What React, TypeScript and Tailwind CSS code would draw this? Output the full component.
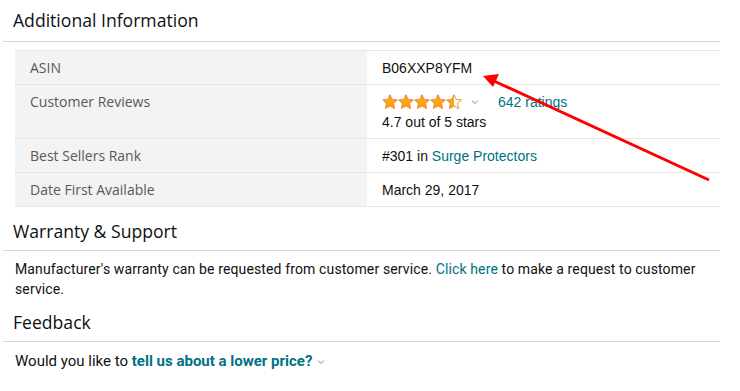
import React from 'react'

const ember = { fontFamily: '"Open Sans", "Noto Sans", Arial, sans-serif' }
const arial = { fontFamily: '"Liberation Sans", Arial, sans-serif' }
const body = { fontFamily: 'Roboto, Arial, sans-serif' }

const Star = ({ half = false }: { half?: boolean }) => (
  <svg width="16" height="16" viewBox="0 0 24 24" className="block">
    <defs>
      <linearGradient id="halfStar">
        <stop offset="50%" stopColor="#FFA41C" />
        <stop offset="50%" stopColor="#ffffff" />
      </linearGradient>
    </defs>
    <path
      d="M12 1l3.3 7.1 7.7.8-5.8 5.2 1.7 7.7L12 17.9l-6.9 3.9 1.7-7.7L1 8.9l7.7-.8z"
      fill={half ? 'url(#halfStar)' : '#FFA41C'}
      stroke="#E67A00"
      strokeWidth="1.2"
      strokeLinejoin="round"
    />
  </svg>
)

const Chevron = () => (
  <svg width="8" height="6" viewBox="0 0 8 6" className="block">
    <path d="M1 1.5l3 3 3-3" fill="none" stroke="#888" strokeWidth="1" />
  </svg>
)

const Row = ({ label, children, last = false }: { label: string, children: React.ReactNode, last?: boolean }) => (
  <div className={`grid grid-cols-[352px_1fr] border-t border-[#e7e7e7] ${last ? 'border-b' : ''}`}>
    <div className="bg-[#f3f3f3] px-[15px] pt-[7px] pb-[6px] text-[14px] leading-[20px] text-[#565959]" style={ember}>
      {label}
    </div>
    <div className="px-[15px] pt-[7px] pb-[6px] text-[14px] leading-[20px] text-[#0f1111]" style={arial}>
      {children}
    </div>
  </div>
)

export default function App() {
  return (
    <div className="relative w-[740px] h-[391px] bg-white overflow-hidden">
      <div className="w-[717px] ml-[3px] pt-[8px]">
        <h2 className="pl-[10px] text-[17.6px] leading-[24px] text-[#0f1111] pb-[9px] border-b border-[#d5d5d5]" style={ember}>
          Additional Information
        </h2>

        <div className="ml-[12px] mt-[8px]">
          <Row label="ASIN">B06XXP8YFM</Row>
          <Row label="Customer Reviews">
            <div className="flex items-center h-[20px]">
              <div className="flex gap-[-1px]">
                <Star /><Star /><Star /><Star /><Star half />
              </div>
              <span className="ml-[9px]"><Chevron /></span>
              <span className="ml-[19px] text-[#007185]">642 ratings</span>
            </div>
            <div>4.7 out of 5 stars</div>
          </Row>
          <Row label="Best Sellers Rank">
            #301 in <span className="text-[#007185]">Surge Protectors</span>
          </Row>
          <Row label="Date First Available" last>March 29, 2017</Row>
        </div>

        <h2 className="mt-[12px] pl-[10px] text-[17.6px] leading-[24px] text-[#0f1111] pb-[7px] border-b border-[#d5d5d5]" style={ember}>
          Warranty &amp; Support
        </h2>
        <p className="pl-[12px] pt-[8px] text-[14px] leading-[20px] tracking-[0.13px] text-[#0f1111]" style={body}>
          Manufacturer's warranty can be requested from customer service. <a className="text-[#007185]">Click here</a> to make a request to customer service.
        </p>

        <h2 className="mt-[11px] pl-[10px] text-[17.6px] leading-[24px] text-[#0f1111] pb-[7px] border-b border-[#d5d5d5]" style={ember}>
          Feedback
        </h2>
        <div className="flex items-center pl-[12px] pt-[9px] text-[15px] leading-[20px] text-[#0f1111]" style={body}>
          <span className="whitespace-pre">Would you like to </span>
          <a className="font-bold text-[#007185]">tell us about a lower price?</a>
          <span className="ml-[5px] mt-[2px]"><Chevron /></span>
        </div>
      </div>

      <svg className="absolute left-0 top-0 pointer-events-none" width="740" height="391">
        <line x1="709" y1="180" x2="494" y2="81" stroke="#ff0000" strokeWidth="3" />
        <polygon points="483,76 499,74 493,87" fill="#ff0000" />
      </svg>
    </div>
  )
}
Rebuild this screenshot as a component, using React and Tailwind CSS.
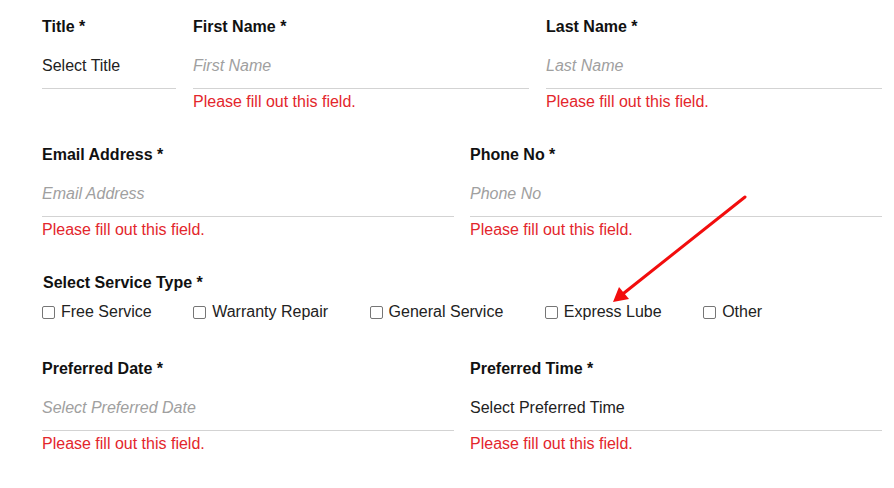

——

**Exercise description**
Restate the entire listing word for word, excluding pictures.

**Task response**
What React, TypeScript and Tailwind CSS code would draw this? Output the full component.
import React from 'react'

const ember = { fontFamily: '"Open Sans", "Noto Sans", Arial, sans-serif' }
const arial = { fontFamily: '"Liberation Sans", Arial, sans-serif' }
const body = { fontFamily: 'Roboto, Arial, sans-serif' }

const Star = ({ half = false }: { half?: boolean }) => (
  <svg width="16" height="16" viewBox="0 0 24 24" className="block">
    <defs>
      <linearGradient id="halfStar">
        <stop offset="50%" stopColor="#FFA41C" />
        <stop offset="50%" stopColor="#ffffff" />
      </linearGradient>
    </defs>
    <path
      d="M12 1l3.3 7.1 7.7.8-5.8 5.2 1.7 7.7L12 17.9l-6.9 3.9 1.7-7.7L1 8.9l7.7-.8z"
      fill={half ? 'url(#halfStar)' : '#FFA41C'}
      stroke="#E67A00"
      strokeWidth="1.2"
      strokeLinejoin="round"
    />
  </svg>
)

const Chevron = () => (
  <svg width="8" height="6" viewBox="0 0 8 6" className="block">
    <path d="M1 1.5l3 3 3-3" fill="none" stroke="#888" strokeWidth="1" />
  </svg>
)

const Row = ({ label, children, last = false }: { label: string, children: React.ReactNode, last?: boolean }) => (
  <div className={`grid grid-cols-[352px_1fr] border-t border-[#e7e7e7] ${last ? 'border-b' : ''}`}>
    <div className="bg-[#f3f3f3] px-[15px] pt-[7px] pb-[6px] text-[14px] leading-[20px] text-[#565959]" style={ember}>
      {label}
    </div>
    <div className="px-[15px] pt-[7px] pb-[6px] text-[14px] leading-[20px] text-[#0f1111]" style={arial}>
      {children}
    </div>
  </div>
)

export default function App() {
  return (
    <div className="relative w-[740px] h-[391px] bg-white overflow-hidden">
      <div className="w-[717px] ml-[3px] pt-[8px]">
        <h2 className="pl-[10px] text-[17.6px] leading-[24px] text-[#0f1111] pb-[9px] border-b border-[#d5d5d5]" style={ember}>
          Additional Information
        </h2>

        <div className="ml-[12px] mt-[8px]">
          <Row label="ASIN">B06XXP8YFM</Row>
          <Row label="Customer Reviews">
            <div className="flex items-center h-[20px]">
              <div className="flex gap-[-1px]">
                <Star /><Star /><Star /><Star /><Star half />
              </div>
              <span className="ml-[9px]"><Chevron /></span>
              <span className="ml-[19px] text-[#007185]">642 ratings</span>
            </div>
            <div>4.7 out of 5 stars</div>
          </Row>
          <Row label="Best Sellers Rank">
            #301 in <span className="text-[#007185]">Surge Protectors</span>
          </Row>
          <Row label="Date First Available" last>March 29, 2017</Row>
        </div>

        <h2 className="mt-[12px] pl-[10px] text-[17.6px] leading-[24px] text-[#0f1111] pb-[7px] border-b border-[#d5d5d5]" style={ember}>
          Warranty &amp; Support
        </h2>
        <p className="pl-[12px] pt-[8px] text-[14px] leading-[20px] tracking-[0.13px] text-[#0f1111]" style={body}>
          Manufacturer's warranty can be requested from customer service. <a className="text-[#007185]">Click here</a> to make a request to customer service.
        </p>

        <h2 className="mt-[11px] pl-[10px] text-[17.6px] leading-[24px] text-[#0f1111] pb-[7px] border-b border-[#d5d5d5]" style={ember}>
          Feedback
        </h2>
        <div className="flex items-center pl-[12px] pt-[9px] text-[15px] leading-[20px] text-[#0f1111]" style={body}>
          <span className="whitespace-pre">Would you like to </span>
          <a className="font-bold text-[#007185]">tell us about a lower price?</a>
          <span className="ml-[5px] mt-[2px]"><Chevron /></span>
        </div>
      </div>

      <svg className="absolute left-0 top-0 pointer-events-none" width="740" height="391">
        <line x1="709" y1="180" x2="494" y2="81" stroke="#ff0000" strokeWidth="3" />
        <polygon points="483,76 499,74 493,87" fill="#ff0000" />
      </svg>
    </div>
  )
}
Rebuild this screenshot as a component, using React and Tailwind CSS.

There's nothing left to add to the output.